Se volvió hacia el panorama más histórico de Buda, en la orilla derecha del río, y contempló un tanto aliviado la imagen conocida, como si después de un largo viaje regresara por fin a casa. El paisaje de la orilla derecha representaba el pasado de la ciudad, con su exposición de objetos litúrgicos y sus ruinas, piadosamente conservadas bajo la brillante cúpula de luz cristalina del atardecer otoñal. Miró largamente, casi emocionado, la vista que Buda le ofrecía, los colores típicos de septiembre en el parque del Castillo, los castaños de hojas marchitas en la orilla del río, los edificios históricos que conservaban y expresaban algo muy valioso, algo que para él era más que un recuerdo, más que una tradición. Aquella vista despertaba en él un sentimiento de verdadera intimidad, de alegría familiar. Se regocijaba con la noble imagen de la iglesia de la Coronación, rodeada de andamios, con la visión de los edificios públicos elevándose en lo alto, como castillos medievales que expresan el pensamiento histórico con la solidez de sus piedras. Al otro lado de la colina asomaban los silenciosos barrios antiguos, medio escondidos, temerosos, donde los nombres de las calles recordaban los oficios de sus antiguos habitantes; sentía que estaba unido a todo aquello de una forma íntima y entrañable. Se resistía a aceptar que el significado histórico que el barrio del Castillo expresaba con sus baluartes orgullosos, casi soberbios, resistentes al paso del tiempo y a los cambios de las modas, hubiese llegado a su ocaso.

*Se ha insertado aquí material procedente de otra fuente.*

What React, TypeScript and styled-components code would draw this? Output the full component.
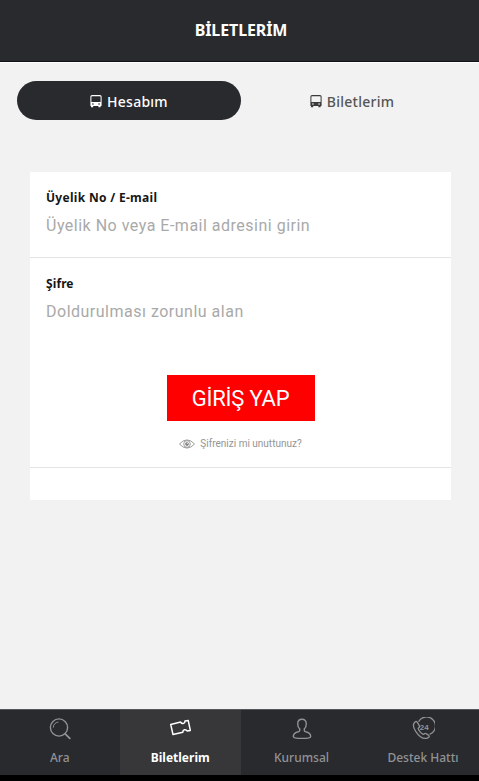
import React from "react";
import styled, { createGlobalStyle } from "styled-components";

const GlobalStyle = createGlobalStyle`
  * { box-sizing: border-box; }
  body { margin: 0; background: #f2f2f2; }
  button, input { font: inherit; border: 0; padding: 0; margin: 0; background: none; }
`;

const Screen = styled.div`
  display: flex;
  flex-direction: column;
  width: 100%;
  height: 781px;
  overflow: hidden;
  background: #f2f2f2;
  font-family: "Noto Sans", sans-serif;
`;

const Header = styled.header`
  flex: none;
  height: 62px;
  padding-top: 18px;
  background: #292a2e;
  border-bottom: 1px solid #101114;
  box-shadow: 0 1px 0 #fff;
  text-align: center;
`;

const Title = styled.h1`
  margin: 0;
  padding-left: 3px;
  color: #fff;
  font: 700 16px/24px "Noto Sans", sans-serif;
  letter-spacing: -0.1px;
`;

const Tabs = styled.nav`
  flex: none;
  display: grid;
  grid-template-columns: 224px 222px;
  padding: 19px 0 0 17px;
`;

const Tab = styled.button<{ $active?: boolean }>`
  display: flex;
  align-items: center;
  justify-content: center;
  gap: 5px;
  height: 39px;
  padding-top: 2px;
  border-radius: 20px;
  background: ${(p) => (p.$active ? "#292a2e" : "transparent")};
  color: ${(p) => (p.$active ? "#fff" : "#555")};
  font-size: 14px;
  font-weight: 500;
  letter-spacing: 0.25px;
  svg { color: ${(p) => (p.$active ? "#fff" : "#3b3b3b")}; }
`;

const Card = styled.form`
  flex: none;
  width: 421px;
  height: 328px;
  margin: 52px 0 0 30px;
  background: #fff;
`;

const Field = styled.label<{ $lined?: boolean }>`
  display: flex;
  flex-direction: column;
  height: 86px;
  padding: 16px 16px 0;
  border-bottom: 1px solid ${(p) => (p.$lined ? "#e4e4e4" : "transparent")};
`;

const FieldName = styled.span<{ $spacing: string }>`
  color: #161616;
  font-size: 12px;
  font-weight: 700;
  line-height: 20px;
  letter-spacing: ${(p) => p.$spacing};
`;

const Input = styled.input<{ $spacing: string }>`
  width: 100%;
  height: 24px;
  margin-top: 6px;
  outline: 0;
  color: #333;
  font: 400 16px/24px Roboto, sans-serif;
  letter-spacing: ${(p) => p.$spacing};
  &::placeholder { color: #a9a9a9; opacity: 1; }
`;

const Actions = styled.div`
  display: flex;
  flex-direction: column;
  align-items: center;
  height: 124px;
  padding-top: 31px;
  border-bottom: 1px solid #e4e4e4;
`;

const Submit = styled.button`
  width: 148px;
  height: 46px;
  padding-top: 2px;
  background: #ff0000;
  color: #fff;
  font: 400 22px/44px Roboto, sans-serif;
  letter-spacing: -0.2px;
`;

const Forgot = styled.a`
  display: flex;
  align-items: center;
  gap: 5px;
  margin-top: 15px;
  color: #949494;
  font: 400 10px/16px Roboto, sans-serif;
`;

const Footer = styled.footer`
  flex: none;
  display: grid;
  grid-template-columns: 119.5px 121.5px 121px 122px;
  height: 72px;
  margin-top: auto;
  overflow: hidden;
  background: #292a2e;
  border-top: 1px solid #55565a;
  border-bottom: 6px solid #000;
`;

const FooterItem = styled.a<{ $active?: boolean }>`
  display: flex;
  flex-direction: column;
  align-items: center;
  padding-top: 7px;
  background: ${(p) => (p.$active ? "#373739" : "transparent")};
  color: ${(p) => (p.$active ? "#fff" : "#929295")};
  font-size: 12px;
  font-weight: ${(p) => (p.$active ? 700 : 500)};
  line-height: 18px;
  white-space: nowrap;
  svg { flex: none; margin-bottom: 8px; }
`;

const BusIcon = () => (
  <svg width="12" height="13" viewBox="0 0 12 13" fill="currentColor">
    <path fillRule="evenodd" d="M2 0h8q1.6 0 1.6 1.6V11h-1v1.2H8.4V11H3.2v1.2H1V11H.4V1.6Q.4 0 2 0Zm0 1.2q-.6 0-.6.6V7h9.2V1.8q0-.6-.6-.6ZM2 8.4v1.2h1.8V8.4Zm6.2 0v1.2H10V8.4Z" />
  </svg>
);

const EyeIcon = () => (
  <svg width="16" height="10" viewBox="0 0 16 10" fill="none" stroke="#858585" strokeWidth=".8">
    <path d="M.5 5Q4 .9 8 .9T15.500 5Q12 9.100 8 9.100T.5 5Z" />
    <circle cx="8" cy="5" r="3.300" />
    <circle cx="8" cy="5" r="1.500" fill="#858585" />
    <path d="M8.100 4.900 9.300 3.400" stroke="#fff" />
  </svg>
);

const SearchIcon = () => (
  <svg width="24" height="24" viewBox="0 0 24 24" fill="none" stroke="currentColor" strokeWidth="1.400" strokeLinecap="round">
    <circle cx="11" cy="10.500" r="8.600" />
    <path d="m17.200 16.800 4.600 4.600" strokeWidth="1.800" />
    <path d="M5.300 10.200Q5.600 5.800 10 5.100" strokeWidth="1" />
  </svg>
);

const TicketIcon = () => (
  <svg width="24" height="24" viewBox="0 0 24 24" fill="none" stroke="currentColor" strokeWidth="1.500" strokeLinejoin="round">
    <path d="m2.700 7.400 10-2.300q1 1.900 2.900 1.300 1.400-.4 1.400-2.300l3.200-.7 2.100 10-3 .7q-1.100-1.700-2.800-1.300-1.700.5-1.700 2.400L5 17.500Z" />
  </svg>
);

const PersonIcon = () => (
  <svg width="24" height="24" viewBox="0 0 24 24" fill="none" stroke="currentColor" strokeWidth="1.400" strokeLinejoin="round">
    <path d="M12 2.200c-2.800 0-4.300 1.700-4.300 4.500 0 2.300.7 4.100 2 5.200v1.600c0 .7-.5 1-1.200 1.200-3.600.7-5.200 1.700-5.200 4.700 0 1.500 4.100 2 8.700 2s8.700-.5 8.700-2c0-3-1.600-4-5.200-4.700-.7-.2-1.200-.5-1.200-1.200v-1.600c1.300-1.100 2-2.900 2-5.200 0-2.800-1.500-4.500-4.300-4.500Z" />
  </svg>
);

const SupportIcon = () => (
  <svg width="24" height="24" viewBox="0 0 24 24" fill="none" stroke="currentColor" strokeWidth="1.300" strokeLinejoin="round">
    <path d="M7.600 4.600A9 9 0 1 1 18.600 17.400" />
    <path d="M4.300 4.700C1.900 6.500 2 10.300 4.700 14.300c3 4.600 7.500 7.700 11 7 1.700-.4 2.700-1.600 2.500-2.400-.1-.5-3.500-2.700-4.100-2.600-.7.100-1.100 1.200-1.900 1-1.700-.4-5-4.300-5-5.700 0-.9 1.400-1 1.400-1.800 0-.8-2.400-5.200-3.200-5.300Z" />
    <text x="8.800" y="13" fill="currentColor" stroke="none" fontFamily="Liberation Sans, sans-serif" fontSize="8" fontWeight="700" letterSpacing="-.1">24</text>
  </svg>
);

export default function App() {
  return (
    <Screen>
      <GlobalStyle />
      <Header><Title>BİLETLERİM</Title></Header>
      <Tabs>
        <Tab $active><BusIcon />Hesabım</Tab>
        <Tab><BusIcon />Biletlerim</Tab>
      </Tabs>
      <Card onSubmit={(e) => e.preventDefault()}>
        <Field $lined>
          <FieldName $spacing="0.3px">Üyelik No / E-mail</FieldName>
          <Input $spacing="0.5px" placeholder="Üyelik No veya E-mail adresini girin" />
        </Field>
        <Field>
          <FieldName $spacing="0.1px">Şifre</FieldName>
          <Input $spacing="0.5px" type="password" placeholder="Doldurulması zorunlu alan" />
        </Field>
        <Actions>
          <Submit type="submit">GİRİŞ YAP</Submit>
          <Forgot><EyeIcon />Şifrenizi mi unuttunuz?</Forgot>
        </Actions>
      </Card>
      <Footer>
        <FooterItem><SearchIcon />Ara</FooterItem>
        <FooterItem $active><TicketIcon />Biletlerim</FooterItem>
        <FooterItem><PersonIcon />Kurumsal</FooterItem>
        <FooterItem><SupportIcon />Destek Hattı</FooterItem>
      </Footer>
    </Screen>
  );
}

Si todo el mundo permanece en su lugar, como él hace, si todo el mundo cumple con su deber, incluso en los tiempos modernos, todavía se puede salvar la familia a la cual pertenece, la gran familia a la que ha jurado fidelidad. Con sus ojos miopes miraba a la derecha y a la izquierda. Para él, expresiones como «permanecer en su puesto» o «cumplir con su deber» estaban llenas de un contenido muy sencillo, en absoluto poético, casi palpable. Su convicción de pertenecer a una gran familia era para él simple y profunda.
¿Cuál era su deber en la práctica, en la práctica cotidiana, libre de connotaciones poéticas? Aferrarse a todo lo existente, a la tradición devota, a la humilde simplicidad de las formas de vida, a las normas de la convivencia, aferrarse a todo lo que se puede ver y se puede probar, a lo real, al conjunto de sentimientos, voluntades y recuerdos, rechazar todo lo que supone duda y destrucción, el deseo basado en los instintos y en la irresponsabilidad de los individuos.
Para él, las palabras «humildad» y «renuncia» conservaban su significado y su valor ancestrales, pues contenían una fuerza superior a la ley, una fuerza que ejercía en él una influencia más directa incluso que sus creencias religiosas. Porque en las profundidades, en la conciencia de la gran familia, en las nuevas generaciones algo había empezado a fermentar, una insatisfacción que buscaba lemas comunes para expresarse. Los jóvenes se encontraban al borde de los extremismos políticos, y sólo tenían en común la convicción de que las generaciones anteriores ya no eran capaces de contener aquella insatisfacción social con sus métodos oxidados y chirriantes. En lo más profundo de la sociedad y en lo alto de los edificios de viviendas, los jóvenes se preparaban para algo. Kömives percibía con todas las fibras de su cuerpo tal preparación, y también que él ya no formaba parte de esa juventud.